Sigstore for Whonix?

Since normal people don’t understand signing keys, signatures or how to check things properly – and those that do often don’t bother – this could be useful for Whonix in the future.

It would help to overcome the first major obstacle to running the platform i.e. confirming that what is being downloaded and due to be installed is the legitimate platform to begin with. It looks like people would just need to check the binary against “transparency logs” to check it is legitimate.

And the element of ephemeral keys would also reduce the risk posed by someone compromising developer keys etc. Maybe you could express interest or look into it?

https://lists.torproject.org/pipermail/tor-dev/2021-April/014544.html

[tor-dev] sigstore for improving verification of downloads?

We recently announced a new project called sigstore [1], which could be summarised as “Let’s Encrypt, but for software provenance and code signing”.

In any case, the idea is to provide a public good service, heavily inspired by Let’s Encrypt, that lets developpers sign packages, containers, code artifacts in general, and lets user verify them in a simple way.

It’s still early days, but the aim is to make it a lot easier to verify the integrity of software, and to do better and easier than “here’s a binary, here’s an .asc detached PGP signature, here’s a page that says that 0xBLA is our public key”, which as we know is a procedure most users simply don’t follow.

To avoid the pains of key management (and the nasty targets keys quickly become), sigstore uses ephemeral signing keys (which don’t ever touch the disk), publishes the signature in a first transparency log, and discards the key after signature.

The other part of the system, which connects a signing key to an entity, is based on issuing a certificate to the signer which contains their email address and their pubkey, if they can prove control of the email address using OpenID Connect.
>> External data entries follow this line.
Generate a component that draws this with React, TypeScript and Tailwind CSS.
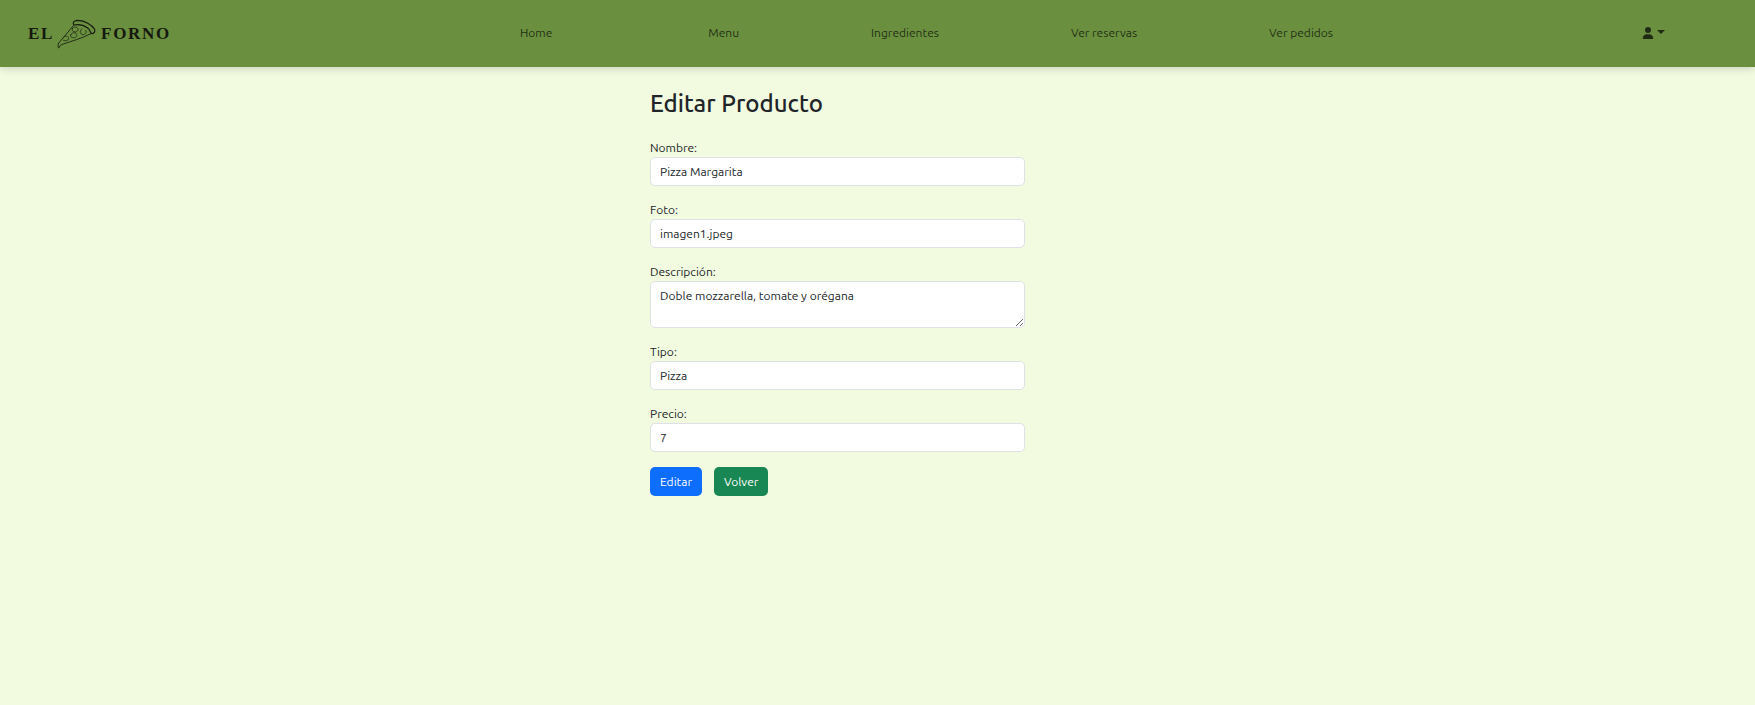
import { FaUser } from "react-icons/fa6";

const links = ["Menu", "Ingredientes", "Ver reservas", "Ver pedidos"];

const control =
  "block w-full rounded-[5px] border border-[#dee2e6] bg-white px-[9px] leading-[18px] text-[#212529] outline-none focus:border-[#86b7fe]";

function PizzaSlice() {
  return (
    <svg
      viewBox="168 54 123 96"
      className="h-8 w-[41px]"
      fill="none"
      stroke="#15190f"
      strokeWidth="3.4"
      strokeLinecap="round"
      strokeLinejoin="round"
      aria-hidden="true"
    >
      <path d="M222 75C216 69 222 61 233 61C254 62 276 74 284 88C286 95 282 101 275 101C270 97 271 90 263 84C252 76 238 72 222 75Z" />
      <path d="M220 77C207 93 192 111 176 129C174 134 173 141 176 144C181 142 178 136 184 134C213 124 246 115 273 101" strokeWidth="2.5" />
      <g strokeWidth="2">
        <path d="M217 86C219 79 233 79 234 87C235 95 227 97 221 95C217 93 216 90 217 86Z" />
        <path d="M246 86C238 91 239 103 249 104C257 104 261 97 257 91" />
        <path d="M212 105C210 111 217 114 224 113C232 111 232 101 226 99C219 97 213 100 212 105Z" />
        <path d="M191 112C195 105 206 108 206 115C206 122 197 124 190 121" />
      </g>
    </svg>
  );
}

function Field({ id, label, value, type = "text" }: { id: string; label: string; value: string; type?: string }) {
  return (
    <div>
      <label htmlFor={id} className="block">{label}</label>
      <input id={id} type={type} defaultValue={value} className={`${control} h-[29px]`} />
    </div>
  );
}

export default function App() {
  return (
    <div className="min-h-screen bg-[#f2fae0] font-['Ubuntu','Noto_Sans',sans-serif] text-[12px] leading-[18px] text-[#212529]">
      <header className="flex h-[67px] items-center bg-[#6a8f3f] pr-[90px] pl-7 text-black/70 shadow-[0_2px_8px_rgba(0,0,0,0.15)]">
        <a
          href="#"
          aria-label="El Forno"
          className="flex items-center gap-0.5 pt-px font-['Liberation_Serif',serif] text-[17px] font-bold tracking-widest text-[#15190f]"
        >
          <span>EL</span>
          <PizzaSlice />
          <span className="pl-0.5">FORNO</span>
        </a>
        <nav className="flex flex-1 items-center justify-center pb-0.5 pl-10 whitespace-nowrap">
          <a href="#" className="mr-[156px]">Home</a>
          <div className="flex gap-[132px]">
            {links.map((link) => (
              <a key={link} href="#">{link}</a>
            ))}
          </div>
        </nav>
        <button type="button" aria-label="Usuario" className="flex items-center gap-[3px] pb-0.5">
          <FaUser className="size-3" />
          <svg viewBox="0 0 8 4" className="mb-0.5 h-1 w-2" fill="currentColor" aria-hidden="true">
            <path d="M0 0h8L4 4z" />
          </svg>
        </button>
      </header>

      <main className="mx-auto w-full max-w-[455px] pt-[22px] pr-20">
        <h1 className="mb-5 text-[24px] leading-[30px] font-medium">Editar Producto</h1>
        <form className="flex flex-col gap-[15px]" onSubmit={(e) => e.preventDefault()}>
          <Field id="nombre" label="Nombre:" value="Pizza Margarita" />
          <Field id="foto" label="Foto:" value="imagen1.jpeg" />
          <div>
            <label htmlFor="descripcion" className="block">Descripción:</label>
            <textarea
              id="descripcion"
              rows={2}
              defaultValue="Doble mozzarella, tomate y orégana"
              className={`${control} h-[47px] resize-y py-[5px]`}
            />
          </div>
          <Field id="tipo" label="Tipo:" value="Pizza" />
          <Field id="precio" label="Precio:" value="7" />
          <div className="flex gap-3 text-white">
            <button type="submit" className="h-[29px] rounded-[5px] bg-[#0d6efd] px-[10px]">Editar</button>
            <button type="button" className="h-[29px] rounded-[5px] bg-[#198754] px-[10px]">Volver</button>
          </div>
        </form>
      </main>
    </div>
  );
}
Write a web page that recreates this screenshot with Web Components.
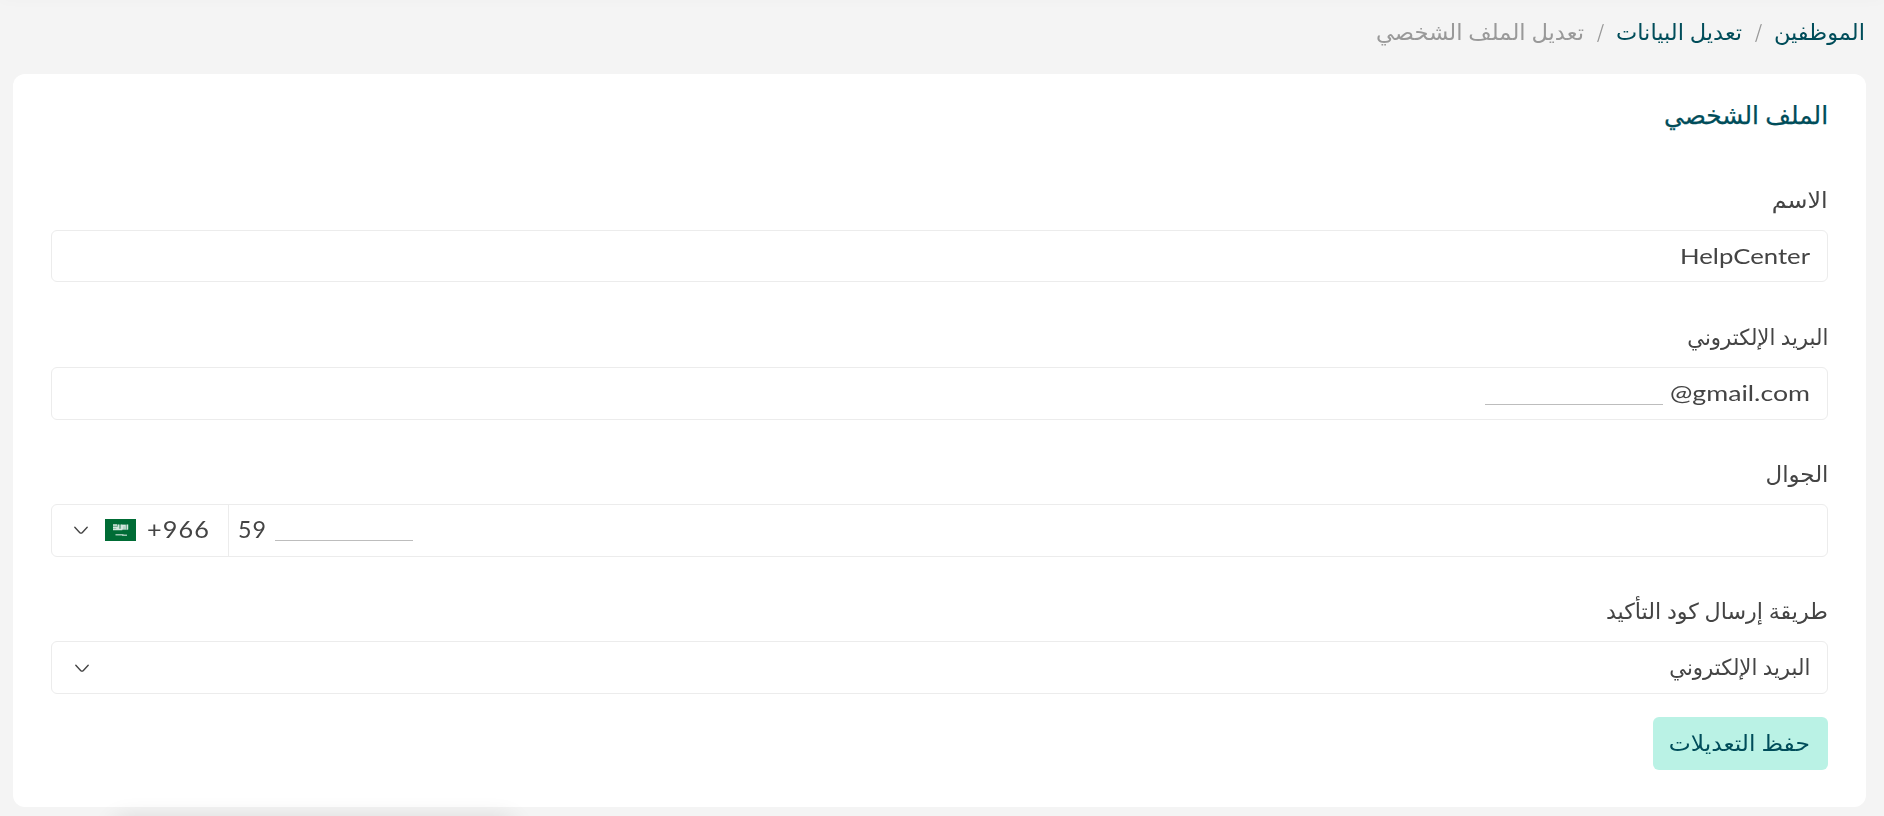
<!DOCTYPE html>
<html lang="ar" dir="rtl">
<head>
<meta charset="utf-8">
<title>تعديل الملف الشخصي</title>
<style>
html,body{margin:0;height:100%}
body{background:#f4f4f4;font-family:Lato,"DejaVu Sans",sans-serif;color:#444;overflow:hidden}
</style>
</head>
<body>
<profile-page></profile-page>
<script>
const define=(name,html,setup)=>customElements.define(name,class extends HTMLElement{
  connectedCallback(){
    if(this.shadowRoot)return;
    const t=document.createElement('template');t.innerHTML=html;
    this.attachShadow({mode:'open'}).append(t.content.cloneNode(true));
    if(setup)setup.call(this,this.shadowRoot);
  }
});
/* One line of text, condensed or widened to the width in "w". */
define('fit-text',`<style>
:host{display:inline-block;height:30px;line-height:30px;white-space:nowrap;flex:none}
span{display:inline-block;transform-origin:100% 50%}
:host([dir=ltr]) span{transform-origin:0 50%}
</style><span><slot></slot></span>`,function(root){
  const s=root.querySelector('span'),w=+this.getAttribute('w');
  this.style.width=w+'px';
  s.style.fontSize=(this.getAttribute('size')||21)+'px';
  s.style.transform='translateY('+(this.getAttribute('dy')||0)+'px) scaleX('+w/s.getBoundingClientRect().width+')';
});
define('chevron-icon',`<style>:host{display:block;width:16px;height:10px}svg{display:block}</style>
<svg width="16" height="10" viewBox="0 0 16 10" fill="none" stroke="#444" stroke-width="1.4" stroke-linecap="round" stroke-linejoin="round"><path d="M1.8 1.3 L6.6 6.4 Q8 7.8 9.4 6.4 L14.2 1.3"/></svg>`);
define('saudi-flag',`<style>:host{display:block;width:31px;height:22px}svg{display:block}</style>
<svg width="31" height="22" viewBox="0 0 31 22"><defs><filter id="f"><feGaussianBlur stdDeviation=".7"/></filter></defs><rect width="31" height="22" fill="#006c35"/><g filter="url(#f)" stroke="#fff" fill="none"><path d="M8 8.3h15" stroke-width="5.5" opacity=".35"/><path d="M8 6h4M8 8.5h4v2H8M13.5 5.5v5h3v-5M18 10.5v-4h2v4M22.5 5.5v5" stroke-width="1.5" opacity=".75"/><path d="M10.5 15.7h8M17 16.2h5" stroke-width="1.4" opacity=".6"/></g></svg>`);
define('crumb-trail',`<style>:host{display:flex;height:74px;box-sizing:border-box;padding:17px 19px 0 0;color:#999}
.l{color:#004d5a}.s{margin:0 12px}</style>
<fit-text class="l" w="91" size="22">الموظفين</fit-text><fit-text class="s" w="8" size="23">/</fit-text><fit-text class="l" w="126" size="22">تعديل البيانات</fit-text><fit-text class="s" w="8" size="23">/</fit-text><fit-text w="208" size="22">تعديل الملف الشخصي</fit-text>`);
define('form-field',`<style>
:host{display:block;height:137px}
.label{height:48px;display:flex;box-sizing:border-box;padding-top:3px}
.box{display:flex;align-items:flex-start;box-sizing:border-box;height:53px;border:1px solid #ececec;border-radius:6px;padding:10px 17px 0 18px}
:host([phone]) .box{padding:0;direction:ltr}
:host([first]) .box{height:52px}
</style><div class="label"><slot name="label"></slot></div><div class="box"><slot></slot></div>`);
define('blank-line',`<style>:host{display:block;height:1px;background:#bdbdbd;flex:none}</style>`,function(){this.style.width=this.getAttribute('w')+'px'});
define('dial-code',`<style>:host{display:flex;box-sizing:border-box;width:177px;height:51px;border-right:1px solid #ececec;flex:none}
chevron-icon{margin:21px 0 0 21px}saudi-flag{margin:14px 0 0 16px}fit-text{margin:9px 0 0 11px;letter-spacing:1px}</style>
<chevron-icon></chevron-icon><saudi-flag></saudi-flag><fit-text dir="ltr" w="63" size="23">+966</fit-text>`);
define('save-button',`<style>:host{display:block}button{display:flex;box-sizing:border-box;width:175px;height:53px;padding:11px 14px 0 0;border:0;border-radius:6px;background:#baf2e5;color:#004d5a;font:inherit}</style>
<button><fit-text w="141" size="22">حفظ التعديلات</fit-text></button>`);
define('profile-card',`<style>:host{display:block;box-sizing:border-box;height:733px;margin:0 18px 0 13px;padding:26px 38px 0 38px;border-radius:12px;background:#fff}
header{display:flex;height:82px;color:#004d5a;-webkit-text-stroke:.25px}</style><header><slot name="title"></slot></header><slot></slot>`);
define('profile-page',`<style>
:host{display:block;position:relative;height:816px;overflow:hidden}
.top,.dock{position:absolute;pointer-events:none}
.top{left:0;right:0;top:-10px;height:10px;box-shadow:0 0 14px rgba(0,0,0,.025)}
.dock{left:114px;top:820px;width:400px;height:50px;border-radius:12px;box-shadow:0 0 24px rgba(0,0,0,.14)}
.mail{margin:26px 7px 0 0}.num{margin:9px 0 0 9px;letter-spacing:1px}.tel{margin:35px 0 0 8px}
.select{display:flex;width:100%;justify-content:space-between}.select chevron-icon{margin:12px 0 0 4px}
save-button{margin-top:-13px}
</style>
<crumb-trail></crumb-trail>
<profile-card>
<fit-text slot="title" w="164" size="25" dy="-1">الملف الشخصي</fit-text>
<form-field first><fit-text slot="label" w="56" size="22">الاسم</fit-text><fit-text dir="ltr" w="130" size="22">HelpCenter</fit-text></form-field>
<form-field><fit-text slot="label" w="141" size="22">البريد الإلكتروني</fit-text><fit-text dir="ltr" w="140" size="22">@gmail.com</fit-text><blank-line class="mail" w="178"></blank-line></form-field>
<form-field phone><fit-text slot="label" w="63" size="22">الجوال</fit-text><dial-code></dial-code><fit-text class="num" dir="ltr" w="29" size="23">59</fit-text><blank-line class="tel" w="138"></blank-line></form-field>
<form-field><fit-text slot="label" w="222" size="22">طريقة إرسال كود التأكيد</fit-text><div class="select"><fit-text w="141" size="22">البريد الإلكتروني</fit-text><chevron-icon></chevron-icon></div></form-field>
<save-button></save-button>
</profile-card>
<div class="top"></div><div class="dock"></div>`);
</script>
</body>
</html>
This certificate is then stored in a second transpararency log, which provides a second root of trust, directly inspired by the Certificate Transparency project [2].

Using both transparency logs (signatures and certificates), one can then verify that a binary download is the expected one, and that is was signed by someone who controls an email address. Tools are being built to do this automatically, and in a repeatable way.

The idea is also to make it easy for developers to monitor the certificate transparency log for their email, which could alert them to untowards actions, if a new certificate pops up for something they never signed.
The OpenID Connect part is designed to allow for both large ID providers (like Github or Google) and bring-your-own.

As i was saying, it’s still early days, but it’s coming along nicely and in my mind, Tor (and TAILS) are projects that would very much benefit from sigstore, hence this email.

  1. Jointly with Google and Purdue University, https://sigstore.dev
  2. https://certificate.transparency.dev/
  3. https://github.com/sigstore
  4. https://join.slack.com/t/sigstore/shared_invite/zt-mhs55zh0-XmY3bcfWn4XEyMqUUutbUQ
1 Like

New section explaining the problems with sigstore. Input welcome.

1 Like

Thank you. Adding some edits on top now.